* Do this: Identify each line containing the word "index" and copy it.
* BEGIN Given data *
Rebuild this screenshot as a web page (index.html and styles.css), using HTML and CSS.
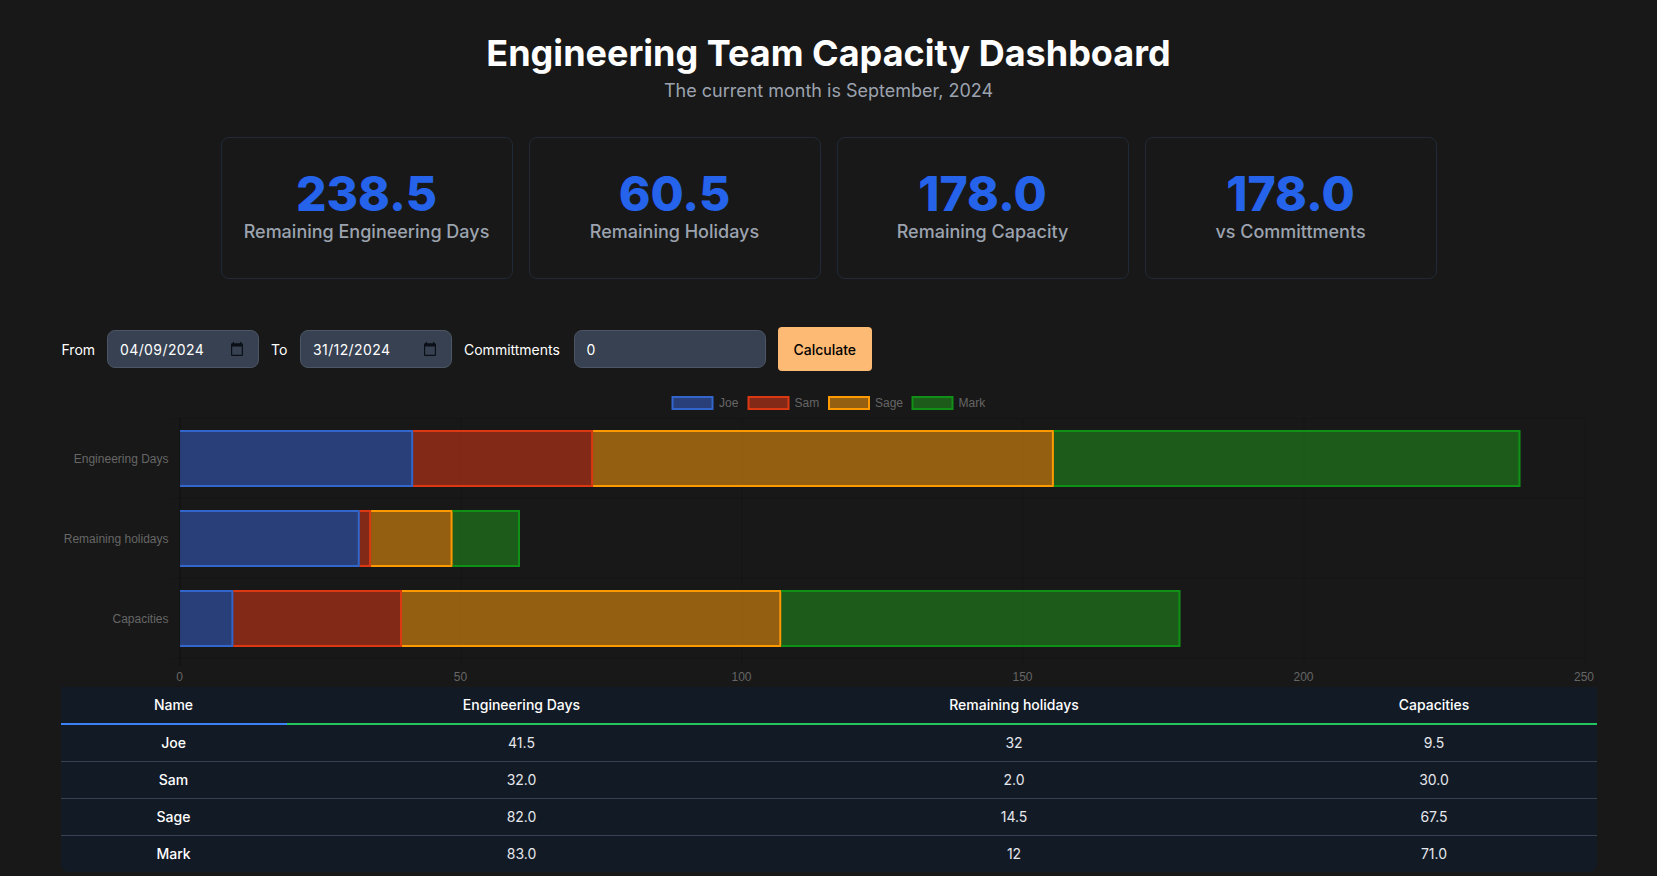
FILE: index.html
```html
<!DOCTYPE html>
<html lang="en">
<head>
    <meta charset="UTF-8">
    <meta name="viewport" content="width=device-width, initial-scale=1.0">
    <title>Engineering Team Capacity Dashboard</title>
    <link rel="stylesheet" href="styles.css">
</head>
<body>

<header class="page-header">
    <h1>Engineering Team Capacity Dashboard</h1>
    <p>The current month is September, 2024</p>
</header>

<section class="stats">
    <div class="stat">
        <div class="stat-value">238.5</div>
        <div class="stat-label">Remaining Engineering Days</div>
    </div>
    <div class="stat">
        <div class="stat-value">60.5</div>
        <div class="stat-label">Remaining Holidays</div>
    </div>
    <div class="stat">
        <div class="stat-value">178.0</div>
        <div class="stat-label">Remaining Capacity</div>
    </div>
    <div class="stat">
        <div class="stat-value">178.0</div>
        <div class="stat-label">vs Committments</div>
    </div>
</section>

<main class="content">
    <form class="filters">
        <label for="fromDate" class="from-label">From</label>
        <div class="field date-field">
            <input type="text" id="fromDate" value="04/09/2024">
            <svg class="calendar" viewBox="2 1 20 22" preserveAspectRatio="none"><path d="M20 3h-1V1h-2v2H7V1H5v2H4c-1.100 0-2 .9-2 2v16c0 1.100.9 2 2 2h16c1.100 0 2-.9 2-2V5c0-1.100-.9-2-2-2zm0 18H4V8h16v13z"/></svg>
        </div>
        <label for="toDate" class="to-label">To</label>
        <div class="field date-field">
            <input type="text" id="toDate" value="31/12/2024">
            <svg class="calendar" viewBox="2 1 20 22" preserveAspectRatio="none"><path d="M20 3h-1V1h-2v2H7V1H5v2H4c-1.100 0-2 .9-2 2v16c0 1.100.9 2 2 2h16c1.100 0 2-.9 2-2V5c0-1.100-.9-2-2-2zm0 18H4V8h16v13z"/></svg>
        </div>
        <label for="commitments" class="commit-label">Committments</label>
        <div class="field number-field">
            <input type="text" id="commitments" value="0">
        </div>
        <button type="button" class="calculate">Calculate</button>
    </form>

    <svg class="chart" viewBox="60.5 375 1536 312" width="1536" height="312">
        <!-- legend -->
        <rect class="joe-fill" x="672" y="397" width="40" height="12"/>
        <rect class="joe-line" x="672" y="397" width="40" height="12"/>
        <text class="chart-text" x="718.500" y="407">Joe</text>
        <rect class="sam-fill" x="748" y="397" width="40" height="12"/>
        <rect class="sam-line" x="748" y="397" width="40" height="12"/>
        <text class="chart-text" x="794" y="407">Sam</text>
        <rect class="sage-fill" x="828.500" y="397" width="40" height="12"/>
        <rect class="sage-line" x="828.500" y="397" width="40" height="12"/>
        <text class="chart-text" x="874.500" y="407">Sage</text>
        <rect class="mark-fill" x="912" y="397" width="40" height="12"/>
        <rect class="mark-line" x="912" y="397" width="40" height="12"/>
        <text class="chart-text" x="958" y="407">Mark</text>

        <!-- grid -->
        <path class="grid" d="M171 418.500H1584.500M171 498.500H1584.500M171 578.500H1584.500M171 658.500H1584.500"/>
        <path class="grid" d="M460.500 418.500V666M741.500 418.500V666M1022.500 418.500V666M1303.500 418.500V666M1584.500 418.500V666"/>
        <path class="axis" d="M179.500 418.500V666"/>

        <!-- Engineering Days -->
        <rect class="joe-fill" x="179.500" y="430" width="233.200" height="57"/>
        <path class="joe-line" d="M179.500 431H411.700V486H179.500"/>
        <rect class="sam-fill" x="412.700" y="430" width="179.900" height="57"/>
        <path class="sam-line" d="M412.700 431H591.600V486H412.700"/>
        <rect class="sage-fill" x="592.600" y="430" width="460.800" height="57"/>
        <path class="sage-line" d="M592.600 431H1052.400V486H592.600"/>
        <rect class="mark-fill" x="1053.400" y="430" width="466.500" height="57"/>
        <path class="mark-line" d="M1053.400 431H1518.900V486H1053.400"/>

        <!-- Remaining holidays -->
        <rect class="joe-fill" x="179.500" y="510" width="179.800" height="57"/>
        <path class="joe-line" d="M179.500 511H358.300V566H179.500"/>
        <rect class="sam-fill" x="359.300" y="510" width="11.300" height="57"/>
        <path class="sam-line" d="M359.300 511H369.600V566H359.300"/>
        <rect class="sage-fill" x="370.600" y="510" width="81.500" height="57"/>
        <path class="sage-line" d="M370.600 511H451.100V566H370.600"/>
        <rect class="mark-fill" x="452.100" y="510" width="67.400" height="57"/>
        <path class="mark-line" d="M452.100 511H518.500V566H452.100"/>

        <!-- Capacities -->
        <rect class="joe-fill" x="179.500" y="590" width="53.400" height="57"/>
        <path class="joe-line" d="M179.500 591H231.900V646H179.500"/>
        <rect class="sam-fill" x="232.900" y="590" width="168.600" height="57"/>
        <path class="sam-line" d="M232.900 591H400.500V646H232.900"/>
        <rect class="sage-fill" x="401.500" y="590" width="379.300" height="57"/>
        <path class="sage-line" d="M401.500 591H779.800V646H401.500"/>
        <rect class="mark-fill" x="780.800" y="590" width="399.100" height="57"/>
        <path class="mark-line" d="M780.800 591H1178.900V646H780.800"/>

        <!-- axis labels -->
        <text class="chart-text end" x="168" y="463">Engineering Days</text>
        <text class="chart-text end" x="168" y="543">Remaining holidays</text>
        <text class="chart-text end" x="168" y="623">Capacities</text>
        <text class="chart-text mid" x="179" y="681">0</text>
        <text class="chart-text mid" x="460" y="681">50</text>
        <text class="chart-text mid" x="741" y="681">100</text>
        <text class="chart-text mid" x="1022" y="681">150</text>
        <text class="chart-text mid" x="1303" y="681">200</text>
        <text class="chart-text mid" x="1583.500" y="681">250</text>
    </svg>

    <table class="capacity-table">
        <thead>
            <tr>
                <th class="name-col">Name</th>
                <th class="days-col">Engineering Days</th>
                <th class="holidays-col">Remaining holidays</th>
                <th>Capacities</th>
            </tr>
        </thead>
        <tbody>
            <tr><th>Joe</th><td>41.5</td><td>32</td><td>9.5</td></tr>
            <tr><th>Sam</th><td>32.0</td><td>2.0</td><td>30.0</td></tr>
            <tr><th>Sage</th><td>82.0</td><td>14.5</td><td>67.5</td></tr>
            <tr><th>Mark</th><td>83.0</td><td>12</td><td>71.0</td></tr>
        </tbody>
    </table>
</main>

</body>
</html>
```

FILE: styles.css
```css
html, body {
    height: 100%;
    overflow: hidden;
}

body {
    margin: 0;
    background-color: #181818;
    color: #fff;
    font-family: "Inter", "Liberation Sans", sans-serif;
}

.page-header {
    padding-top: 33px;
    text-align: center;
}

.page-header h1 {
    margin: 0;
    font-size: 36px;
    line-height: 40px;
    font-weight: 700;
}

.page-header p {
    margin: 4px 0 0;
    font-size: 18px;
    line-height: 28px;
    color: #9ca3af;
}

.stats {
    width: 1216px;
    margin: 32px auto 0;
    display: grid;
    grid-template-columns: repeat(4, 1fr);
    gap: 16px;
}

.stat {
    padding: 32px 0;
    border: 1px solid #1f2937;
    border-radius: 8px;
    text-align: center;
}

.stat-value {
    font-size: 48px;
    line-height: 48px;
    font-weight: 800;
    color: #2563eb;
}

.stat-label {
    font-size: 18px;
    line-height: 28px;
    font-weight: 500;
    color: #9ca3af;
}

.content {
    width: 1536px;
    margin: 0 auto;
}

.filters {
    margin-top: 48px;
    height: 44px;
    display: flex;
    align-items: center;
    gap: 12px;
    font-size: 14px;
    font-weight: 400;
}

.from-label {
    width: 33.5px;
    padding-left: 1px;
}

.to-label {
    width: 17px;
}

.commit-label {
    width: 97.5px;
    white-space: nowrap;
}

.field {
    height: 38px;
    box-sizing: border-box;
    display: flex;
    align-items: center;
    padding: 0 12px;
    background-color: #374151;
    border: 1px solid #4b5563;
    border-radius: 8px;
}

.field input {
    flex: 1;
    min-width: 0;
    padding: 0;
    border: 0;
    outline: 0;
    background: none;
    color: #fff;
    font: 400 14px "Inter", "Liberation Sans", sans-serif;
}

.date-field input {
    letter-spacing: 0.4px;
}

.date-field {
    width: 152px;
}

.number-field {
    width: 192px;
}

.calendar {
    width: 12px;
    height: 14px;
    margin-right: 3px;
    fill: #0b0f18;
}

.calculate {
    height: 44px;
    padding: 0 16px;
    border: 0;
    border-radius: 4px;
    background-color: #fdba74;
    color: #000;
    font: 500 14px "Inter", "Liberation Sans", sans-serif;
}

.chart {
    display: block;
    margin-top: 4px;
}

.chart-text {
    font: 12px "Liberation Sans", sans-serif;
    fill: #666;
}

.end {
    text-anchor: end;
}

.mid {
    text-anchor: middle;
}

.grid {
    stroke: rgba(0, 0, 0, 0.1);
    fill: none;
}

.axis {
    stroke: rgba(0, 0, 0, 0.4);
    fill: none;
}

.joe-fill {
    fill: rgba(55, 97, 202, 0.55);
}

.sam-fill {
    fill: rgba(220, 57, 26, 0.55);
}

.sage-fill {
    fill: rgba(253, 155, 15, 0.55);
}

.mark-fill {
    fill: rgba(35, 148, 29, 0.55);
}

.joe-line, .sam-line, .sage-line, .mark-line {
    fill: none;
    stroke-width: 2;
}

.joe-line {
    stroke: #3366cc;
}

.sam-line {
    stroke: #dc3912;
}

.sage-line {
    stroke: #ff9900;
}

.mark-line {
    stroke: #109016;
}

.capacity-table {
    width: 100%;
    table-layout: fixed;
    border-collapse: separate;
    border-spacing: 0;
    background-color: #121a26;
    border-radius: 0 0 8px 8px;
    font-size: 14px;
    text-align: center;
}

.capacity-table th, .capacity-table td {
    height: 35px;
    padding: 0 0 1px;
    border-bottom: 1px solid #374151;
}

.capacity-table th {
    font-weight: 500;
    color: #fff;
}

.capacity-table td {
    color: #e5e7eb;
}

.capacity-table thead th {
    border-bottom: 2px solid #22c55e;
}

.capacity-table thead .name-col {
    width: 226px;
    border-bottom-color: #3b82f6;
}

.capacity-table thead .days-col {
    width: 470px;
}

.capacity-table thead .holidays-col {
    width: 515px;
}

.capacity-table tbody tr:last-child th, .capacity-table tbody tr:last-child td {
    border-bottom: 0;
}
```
* END Given data *
* Task solution:
Rebuild this screenshot as a web page (index.html and styles.css), using HTML and CSS.
FILE: index.html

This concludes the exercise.